To be done: Check every line of the material below for the string "Recreate", and return the ones that have it.

Material for the task:
===
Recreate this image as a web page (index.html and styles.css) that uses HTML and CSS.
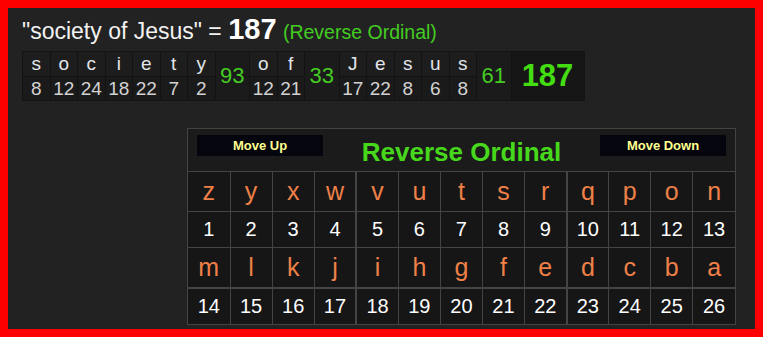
===
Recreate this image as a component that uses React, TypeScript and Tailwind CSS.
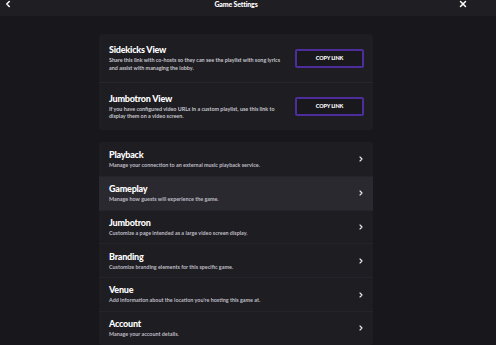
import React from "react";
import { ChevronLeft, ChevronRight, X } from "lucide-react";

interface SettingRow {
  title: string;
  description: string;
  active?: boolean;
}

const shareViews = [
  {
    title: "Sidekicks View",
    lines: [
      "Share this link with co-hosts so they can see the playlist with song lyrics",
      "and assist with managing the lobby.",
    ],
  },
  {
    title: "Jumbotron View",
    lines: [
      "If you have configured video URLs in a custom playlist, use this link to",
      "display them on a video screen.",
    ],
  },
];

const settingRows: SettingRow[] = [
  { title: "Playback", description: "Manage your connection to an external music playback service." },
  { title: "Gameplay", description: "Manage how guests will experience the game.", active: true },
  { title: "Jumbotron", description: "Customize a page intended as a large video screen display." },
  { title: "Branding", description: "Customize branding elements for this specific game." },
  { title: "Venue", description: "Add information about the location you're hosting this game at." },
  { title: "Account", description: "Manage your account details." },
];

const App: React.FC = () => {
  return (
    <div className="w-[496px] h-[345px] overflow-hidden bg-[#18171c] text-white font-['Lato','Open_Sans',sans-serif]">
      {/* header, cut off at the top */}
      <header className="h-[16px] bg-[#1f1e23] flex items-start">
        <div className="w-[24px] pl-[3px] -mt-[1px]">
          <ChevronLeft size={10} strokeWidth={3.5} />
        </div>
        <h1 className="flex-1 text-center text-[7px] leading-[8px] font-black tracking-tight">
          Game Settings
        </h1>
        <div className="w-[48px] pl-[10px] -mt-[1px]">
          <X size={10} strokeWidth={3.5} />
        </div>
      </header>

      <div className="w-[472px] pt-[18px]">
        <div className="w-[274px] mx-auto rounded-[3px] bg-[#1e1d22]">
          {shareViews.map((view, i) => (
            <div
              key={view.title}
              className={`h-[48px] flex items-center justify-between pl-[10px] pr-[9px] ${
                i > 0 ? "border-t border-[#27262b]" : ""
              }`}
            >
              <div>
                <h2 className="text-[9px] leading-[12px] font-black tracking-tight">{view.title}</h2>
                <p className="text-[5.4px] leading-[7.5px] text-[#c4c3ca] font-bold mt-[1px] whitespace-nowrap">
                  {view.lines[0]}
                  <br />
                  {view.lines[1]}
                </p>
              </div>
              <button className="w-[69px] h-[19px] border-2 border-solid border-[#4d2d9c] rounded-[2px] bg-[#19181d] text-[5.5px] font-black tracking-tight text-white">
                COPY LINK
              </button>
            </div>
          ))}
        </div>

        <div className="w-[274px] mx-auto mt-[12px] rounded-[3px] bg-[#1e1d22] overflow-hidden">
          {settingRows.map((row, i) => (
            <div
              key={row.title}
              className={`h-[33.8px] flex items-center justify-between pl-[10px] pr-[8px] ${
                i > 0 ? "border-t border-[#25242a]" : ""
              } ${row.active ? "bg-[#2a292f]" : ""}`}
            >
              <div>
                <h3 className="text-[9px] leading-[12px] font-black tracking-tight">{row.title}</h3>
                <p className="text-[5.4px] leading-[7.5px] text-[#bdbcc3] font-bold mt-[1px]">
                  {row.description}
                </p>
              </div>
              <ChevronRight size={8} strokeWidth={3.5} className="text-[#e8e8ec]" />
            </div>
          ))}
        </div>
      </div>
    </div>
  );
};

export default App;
===
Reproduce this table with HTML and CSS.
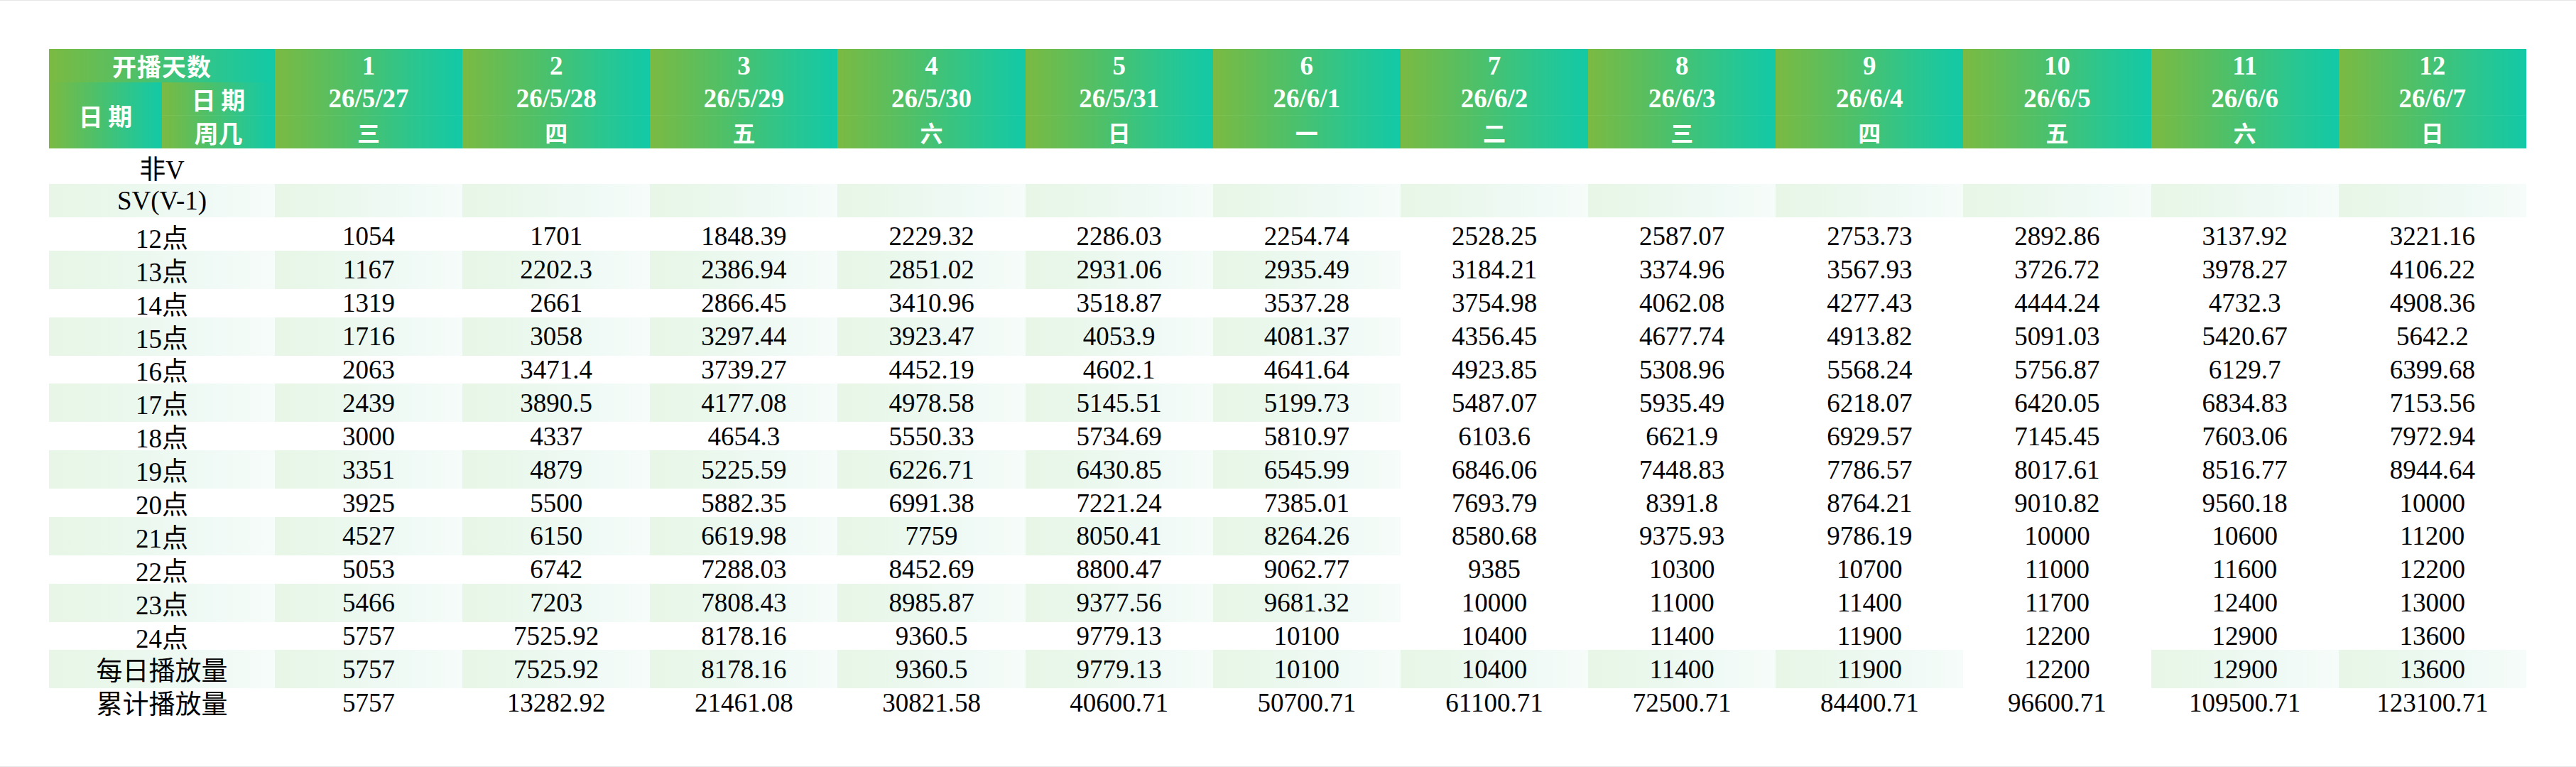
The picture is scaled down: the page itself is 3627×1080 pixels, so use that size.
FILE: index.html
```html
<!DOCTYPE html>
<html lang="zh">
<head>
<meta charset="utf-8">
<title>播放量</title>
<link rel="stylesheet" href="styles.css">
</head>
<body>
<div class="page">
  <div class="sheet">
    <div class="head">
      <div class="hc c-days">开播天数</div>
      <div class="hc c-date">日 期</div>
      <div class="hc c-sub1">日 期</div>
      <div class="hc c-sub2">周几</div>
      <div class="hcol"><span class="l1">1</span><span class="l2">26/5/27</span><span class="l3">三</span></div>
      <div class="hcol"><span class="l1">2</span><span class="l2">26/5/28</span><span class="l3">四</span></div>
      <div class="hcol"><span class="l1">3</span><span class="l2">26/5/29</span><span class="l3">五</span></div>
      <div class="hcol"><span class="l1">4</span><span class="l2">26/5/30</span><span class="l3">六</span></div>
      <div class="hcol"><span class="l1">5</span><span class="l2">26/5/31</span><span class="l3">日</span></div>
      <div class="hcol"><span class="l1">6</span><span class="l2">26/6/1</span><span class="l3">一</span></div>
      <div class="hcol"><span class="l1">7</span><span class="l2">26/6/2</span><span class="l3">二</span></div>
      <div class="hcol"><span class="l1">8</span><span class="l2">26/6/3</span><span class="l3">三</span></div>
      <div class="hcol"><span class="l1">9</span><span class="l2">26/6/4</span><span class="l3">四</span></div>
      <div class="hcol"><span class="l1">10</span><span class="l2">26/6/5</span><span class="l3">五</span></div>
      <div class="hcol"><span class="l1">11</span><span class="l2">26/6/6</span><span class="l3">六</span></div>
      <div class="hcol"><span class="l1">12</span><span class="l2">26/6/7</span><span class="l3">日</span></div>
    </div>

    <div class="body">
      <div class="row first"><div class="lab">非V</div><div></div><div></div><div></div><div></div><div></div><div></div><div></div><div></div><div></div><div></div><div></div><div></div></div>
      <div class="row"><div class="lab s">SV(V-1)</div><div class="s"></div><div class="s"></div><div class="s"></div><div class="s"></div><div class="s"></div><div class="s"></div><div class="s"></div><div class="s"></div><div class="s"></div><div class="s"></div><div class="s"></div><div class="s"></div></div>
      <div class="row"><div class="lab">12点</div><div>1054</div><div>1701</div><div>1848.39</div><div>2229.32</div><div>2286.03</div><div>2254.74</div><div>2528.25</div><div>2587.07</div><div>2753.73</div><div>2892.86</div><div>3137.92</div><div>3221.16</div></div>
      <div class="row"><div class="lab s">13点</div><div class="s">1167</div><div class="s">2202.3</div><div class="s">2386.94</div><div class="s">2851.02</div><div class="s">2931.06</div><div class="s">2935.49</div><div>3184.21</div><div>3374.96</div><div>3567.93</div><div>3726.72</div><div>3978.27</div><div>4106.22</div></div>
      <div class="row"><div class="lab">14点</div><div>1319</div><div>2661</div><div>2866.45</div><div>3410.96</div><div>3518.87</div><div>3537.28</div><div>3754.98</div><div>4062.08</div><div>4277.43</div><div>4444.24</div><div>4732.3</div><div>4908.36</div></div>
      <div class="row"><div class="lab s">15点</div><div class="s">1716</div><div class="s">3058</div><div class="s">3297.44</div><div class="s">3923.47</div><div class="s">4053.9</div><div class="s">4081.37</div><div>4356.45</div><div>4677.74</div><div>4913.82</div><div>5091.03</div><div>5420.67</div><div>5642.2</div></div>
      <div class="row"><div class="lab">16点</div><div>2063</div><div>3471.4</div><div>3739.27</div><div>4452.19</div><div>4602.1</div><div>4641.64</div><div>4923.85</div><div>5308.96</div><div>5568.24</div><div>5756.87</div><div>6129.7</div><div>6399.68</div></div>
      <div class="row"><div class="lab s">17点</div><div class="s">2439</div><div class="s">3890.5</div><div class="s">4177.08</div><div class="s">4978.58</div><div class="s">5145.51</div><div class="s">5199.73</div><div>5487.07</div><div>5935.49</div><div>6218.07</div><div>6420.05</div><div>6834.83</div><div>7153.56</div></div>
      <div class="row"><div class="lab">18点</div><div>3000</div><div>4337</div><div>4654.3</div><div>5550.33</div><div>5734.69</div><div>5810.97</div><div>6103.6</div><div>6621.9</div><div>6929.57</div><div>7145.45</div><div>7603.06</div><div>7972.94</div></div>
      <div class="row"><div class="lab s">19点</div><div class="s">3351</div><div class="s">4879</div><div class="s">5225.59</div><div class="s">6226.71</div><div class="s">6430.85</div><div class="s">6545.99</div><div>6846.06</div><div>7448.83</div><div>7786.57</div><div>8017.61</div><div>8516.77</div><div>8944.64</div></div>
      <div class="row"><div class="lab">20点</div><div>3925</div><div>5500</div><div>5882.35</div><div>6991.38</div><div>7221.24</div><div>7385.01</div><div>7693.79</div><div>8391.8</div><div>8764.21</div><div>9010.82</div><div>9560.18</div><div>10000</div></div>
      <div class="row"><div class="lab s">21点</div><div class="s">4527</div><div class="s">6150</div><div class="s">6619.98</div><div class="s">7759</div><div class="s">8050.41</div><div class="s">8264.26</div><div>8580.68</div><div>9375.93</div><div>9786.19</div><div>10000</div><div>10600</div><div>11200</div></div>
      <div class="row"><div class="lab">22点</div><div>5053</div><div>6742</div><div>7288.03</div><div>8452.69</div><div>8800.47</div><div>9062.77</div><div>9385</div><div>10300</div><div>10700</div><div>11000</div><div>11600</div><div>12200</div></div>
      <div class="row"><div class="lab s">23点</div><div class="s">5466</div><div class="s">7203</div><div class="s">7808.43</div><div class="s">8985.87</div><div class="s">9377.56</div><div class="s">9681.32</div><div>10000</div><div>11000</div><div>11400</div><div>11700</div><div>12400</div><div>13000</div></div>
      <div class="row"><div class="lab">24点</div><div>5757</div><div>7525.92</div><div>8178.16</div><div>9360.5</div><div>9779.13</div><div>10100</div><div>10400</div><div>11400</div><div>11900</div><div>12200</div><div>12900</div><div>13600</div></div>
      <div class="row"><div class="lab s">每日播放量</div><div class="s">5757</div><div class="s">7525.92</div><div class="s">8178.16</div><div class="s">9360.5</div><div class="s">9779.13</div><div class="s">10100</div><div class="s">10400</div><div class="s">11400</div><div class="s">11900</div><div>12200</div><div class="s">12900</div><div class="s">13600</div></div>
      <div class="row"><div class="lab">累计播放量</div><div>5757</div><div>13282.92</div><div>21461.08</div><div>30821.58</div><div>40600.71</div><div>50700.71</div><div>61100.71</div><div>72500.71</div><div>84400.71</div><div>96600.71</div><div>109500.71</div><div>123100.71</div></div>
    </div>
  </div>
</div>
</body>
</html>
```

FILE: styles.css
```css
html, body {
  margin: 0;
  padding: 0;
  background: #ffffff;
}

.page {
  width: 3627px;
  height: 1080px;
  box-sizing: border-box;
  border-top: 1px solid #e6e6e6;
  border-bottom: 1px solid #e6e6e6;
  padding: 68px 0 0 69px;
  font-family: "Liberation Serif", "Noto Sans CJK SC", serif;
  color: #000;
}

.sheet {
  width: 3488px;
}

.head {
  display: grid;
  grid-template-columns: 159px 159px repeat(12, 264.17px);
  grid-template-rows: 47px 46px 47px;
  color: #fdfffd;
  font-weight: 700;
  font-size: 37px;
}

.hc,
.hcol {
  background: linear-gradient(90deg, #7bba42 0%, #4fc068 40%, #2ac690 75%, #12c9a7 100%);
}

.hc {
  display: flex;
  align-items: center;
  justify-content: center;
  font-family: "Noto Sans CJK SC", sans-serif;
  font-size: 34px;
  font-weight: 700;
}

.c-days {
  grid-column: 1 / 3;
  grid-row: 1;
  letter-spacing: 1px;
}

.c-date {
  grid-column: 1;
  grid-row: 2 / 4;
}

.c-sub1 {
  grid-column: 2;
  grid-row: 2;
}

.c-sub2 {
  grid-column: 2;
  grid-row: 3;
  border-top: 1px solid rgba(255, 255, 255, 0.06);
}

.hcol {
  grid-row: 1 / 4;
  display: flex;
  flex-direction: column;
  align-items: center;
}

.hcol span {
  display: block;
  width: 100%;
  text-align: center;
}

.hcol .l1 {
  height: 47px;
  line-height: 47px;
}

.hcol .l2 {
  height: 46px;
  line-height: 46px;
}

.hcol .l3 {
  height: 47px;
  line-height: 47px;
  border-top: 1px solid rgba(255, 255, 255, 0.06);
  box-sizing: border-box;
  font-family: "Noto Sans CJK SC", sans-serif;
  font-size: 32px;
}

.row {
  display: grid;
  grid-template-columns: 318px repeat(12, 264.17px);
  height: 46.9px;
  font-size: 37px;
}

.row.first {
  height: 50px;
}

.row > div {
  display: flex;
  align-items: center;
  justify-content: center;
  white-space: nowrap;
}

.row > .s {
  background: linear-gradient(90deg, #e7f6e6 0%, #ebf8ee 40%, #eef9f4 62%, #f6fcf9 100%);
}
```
===
Task result:
Recreate this image as a web page (index.html and styles.css) that uses HTML and CSS.
Recreate this image as a component that uses React, TypeScript and Tailwind CSS.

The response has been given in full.